The Alchemy of Revolution: The Role of Social Networks and New Media in the Arab Spring

 Geneva Centre for Security Policy
GCSP Policy Paper 2012/7

The Alchemy of Revolution:
The Role of Social Networks and New Media
in the Arab Spring

by Reda Benkirane (PDF)

« if 2011 was a year of Arab collective therapy whereby ICTs’ role facilitated the liberation process, then 2012 is the year of psychological depression and political regression/repression due to the control made possible by the same ICTs”

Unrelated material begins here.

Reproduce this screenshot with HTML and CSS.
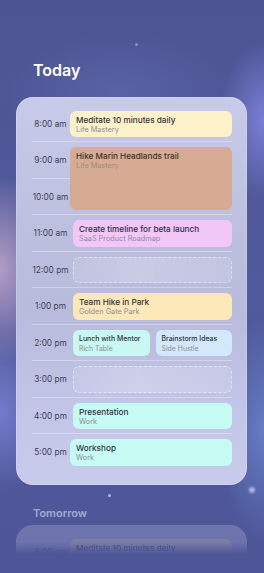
FILE: index.html
```html
<!DOCTYPE html>
<html lang="en">
<head>
<meta charset="utf-8">
<title>Today</title>
<link rel="stylesheet" href="styles.css">
</head>
<body>
<div class="screen">
  <span class="dot dot-a"></span>
  <span class="dot dot-b"></span>
  <span class="dot dot-c"></span>

  <h1 class="day-title">Today</h1>

  <section class="card">
    <div class="timeline">
      <div class="line r1"></div>
      <div class="line r2"></div>
      <div class="line r3"></div>
      <div class="line r4"></div>
      <div class="line r5"></div>
      <div class="line r6"></div>
      <div class="line r7"></div>
      <div class="line r8"></div>
      <div class="line r9"></div>

      <div class="time r1">8:00 am</div>
      <div class="time r2">9:00 am</div>
      <div class="time r3">10:00 am</div>
      <div class="time r4">11:00 am</div>
      <div class="time r5">12:00 pm</div>
      <div class="time r6">1:00 pm</div>
      <div class="time r7">2:00 pm</div>
      <div class="time r8">3:00 pm</div>
      <div class="time r9">4:00 pm</div>
      <div class="time r10">5:00 pm</div>

      <div class="event r1 wide cream">
        <div class="ev-title">Meditate 10 minutes daily</div>
        <div class="ev-sub">Life Mastery</div>
      </div>
      <div class="event span2 wide tan">
        <div class="ev-title">Hike Marin Headlands trail</div>
        <div class="ev-sub">Life Mastery</div>
      </div>
      <div class="event r4 pink">
        <div class="ev-title">Create timeline for beta launch</div>
        <div class="ev-sub">SaaS Product Roadmap</div>
      </div>
      <div class="slot r5"></div>
      <div class="event r6 amber">
        <div class="ev-title">Team Hike in Park</div>
        <div class="ev-sub">Golden Gate Park</div>
      </div>
      <div class="pair r7">
        <div class="event small mint">
          <div class="ev-title">Lunch with Mentor</div>
          <div class="ev-sub">Rich Table</div>
        </div>
        <div class="event small sky">
          <div class="ev-title">Brainstorm Ideas</div>
          <div class="ev-sub">Side Hustle</div>
        </div>
      </div>
      <div class="slot r8"></div>
      <div class="event r9 aqua">
        <div class="ev-title">Presentation</div>
        <div class="ev-sub">Work</div>
      </div>
      <div class="event r10 wide aqua">
        <div class="ev-title">Workshop</div>
        <div class="ev-sub">Work</div>
      </div>
    </div>
  </section>

  <h2 class="day-title tomorrow">Tomorrow</h2>

  <div class="preview">
    <section class="card">
      <div class="timeline">
        <div class="time r1">8:00 am</div>
        <div class="event r1 wide cream">
          <div class="ev-title">Meditate 10 minutes daily</div>
          <div class="ev-sub">Life Mastery</div>
        </div>
      </div>
    </section>
  </div>
</div>
</body>
</html>
```

FILE: styles.css
```css
* { box-sizing: border-box; }

html, body {
  margin: 0;
  padding: 0;
  height: 100%;
}

body {
  font-family: "Inter", "Noto Sans", "Liberation Sans", sans-serif;
  background: #4e5696;
  overflow: hidden;
}

.screen {
  position: relative;
  width: 264px;
  height: 573px;
  overflow: hidden;
  background:
    radial-gradient(ellipse 55px 95px at 0% 47%, rgba(196, 168, 206, 0.85), rgba(196, 168, 206, 0) 100%),
    radial-gradient(ellipse 50px 80px at 0% 72%, rgba(128, 136, 222, 0.75), rgba(128, 136, 222, 0) 100%),
    radial-gradient(ellipse 45px 80px at 100% 21%, rgba(130, 134, 224, 0.85), rgba(130, 134, 224, 0) 100%),
    radial-gradient(ellipse 45px 110px at 100% 75%, rgba(110, 140, 214, 0.7), rgba(110, 140, 214, 0) 100%),
    radial-gradient(ellipse 120px 60px at 45% 16%, rgba(100, 112, 180, 0.45), rgba(100, 112, 180, 0) 100%),
    linear-gradient(180deg, #4d5493 0%, #515a9c 50%, #4e5698 100%);
}

.dot {
  position: absolute;
  border-radius: 50%;
  background: rgba(255, 255, 255, 0.5);
}
.dot-a { left: 135px; top: 43px; width: 3px; height: 3px; background: rgba(200, 205, 255, 0.45); }
.dot-b { left: 108px; top: 494px; width: 3px; height: 3px; background: rgba(220, 225, 255, 0.7); }
.dot-c { left: 249px; top: 487px; width: 6px; height: 6px; background: rgba(220, 225, 255, 0.65); filter: blur(0.8px); }

.day-title {
  margin: 60px 0 0 33px;
  font-size: 16px;
  line-height: 20px;
  font-weight: 600;
  color: #ffffff;
}

.day-title.tomorrow {
  margin-top: 21px;
  font-size: 11px;
  line-height: 14px;
  color: rgba(235, 238, 255, 0.55);
}

.card {
  margin: 17px 17px 0 16px;
  width: 231px;
  padding: 8.5px 15px 14.5px 16px;
  border-radius: 17px;
  background: linear-gradient(180deg, #c8cae9 0%, #bdbfdf 35%, #b9bbdc 55%, #c3c5e8 80%, #c9cbec 100%);
  box-shadow: inset 0 0 0 1px rgba(255, 255, 255, 0.18);
}

.timeline {
  display: grid;
  grid-template-columns: 37px 1fr;
  grid-template-rows: repeat(10, 36.5px);
  column-gap: 4px;
}

.r1 { grid-row: 1; }
.r2 { grid-row: 2; }
.r3 { grid-row: 3; }
.r4 { grid-row: 4; }
.r5 { grid-row: 5; }
.r6 { grid-row: 6; }
.r7 { grid-row: 7; }
.r8 { grid-row: 8; }
.r9 { grid-row: 9; }
.r10 { grid-row: 10; }
.span2 { grid-row: 2 / span 2; }

.line {
  grid-column: 1 / -1;
  align-self: end;
  height: 1px;
  background: rgba(255, 255, 255, 0.32);
}

.time {
  grid-column: 1;
  align-self: center;
  text-align: center;
  white-space: nowrap;
  font-size: 8.3px;
  line-height: 10px;
  color: #3e4158;
}

.event, .slot, .pair {
  grid-column: 2;
  margin: 5px 0;
  border-radius: 6px;
}

.event {
  padding: 4px 6px 0 6px;
  overflow: hidden;
}

.wide { margin-left: -3px; }

.ev-title {
  font-size: 8.2px;
  line-height: 10px;
  font-weight: 500;
  color: #30313f;
  white-space: nowrap;
}

.ev-sub {
  font-size: 7.3px;
  line-height: 10px;
  color: #8e8e98;
  white-space: nowrap;
}

.small .ev-title { font-size: 6.9px; }
.small .ev-sub { font-size: 6.9px; }

.pair {
  display: flex;
  gap: 6px;
  border-radius: 0;
}
.pair .event {
  flex: 1;
  margin: 0;
}

.slot {
  border: 1px dashed rgba(255, 255, 255, 0.45);
  background: linear-gradient(90deg, rgba(255, 255, 255, 0.1), rgba(255, 255, 255, 0.22) 40%, rgba(255, 255, 255, 0.12));
}

.cream { background: #fdf1c9; }
.tan { background: rgba(218, 166, 134, 0.85); }
.tan .ev-title { color: #3d302c; }
.tan .ev-sub { color: #a38d84; }
.pink { background: #f0c7f6; }
.pink .ev-sub { color: #9a8aa6; }
.amber { background: #fde8b9; }
.mint { background: #c8f8f1; }
.sky { background: #d3e9fb; }
.aqua { background: #c6fbf3; }

.preview {
  height: 43px;
  overflow: hidden;
  opacity: 0.26;
  -webkit-mask-image: linear-gradient(180deg, #000 50%, transparent 80%);
  mask-image: linear-gradient(180deg, #000 50%, transparent 80%);
}

.preview .card {
  margin-top: 5px;
}
```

“Technology is a pharmakon; a remedy that can heal and a poison that can kill”

Key Points

  • The rise of Arab bloggers and cyber activists is not the product of a spontaneous generation. The Arab Spring is rather the social outcome of decades of struggles for civil and political rights, which matured within the virtual space-time generated by an Arab media system wherein press, radio, satellite television, web and mobile telephony constitute different layers of complexity.
  • Social networks and new media played a catalytic role in the Tunisian and Egyptian revolutions. They accelerated local social reactions, synchronized different levels and intensities of uprisings and permitted the coverage of events through real-time footage directed to global public opinion.
  • The Arab Spring might herald the first social revolution of the 21st century. It epitomizes the revolt of a new individual and a new collective voice against various forms of fear, control, manipulation and disinformation. Just as economic crises do, social uprisings are transversal and can propagate worldwide wherever “freedom, justice, dignity” are restricted or scorned.
  • The role of technology will remain intrinsically ambivalent and is never neutral. It depends on political, economic, social and cultural milieu. The emerging “Intelligence” Technology can represent liberation as well s be used as spying technology. Social networks may contribute to empowering citizens, but the same technology may also be used against them for control and repression. A flourishing multibillion-dollar Western industry of digital weaponry for state surveillance and repression now represents a major threat to democratization in the MENA region and beyond.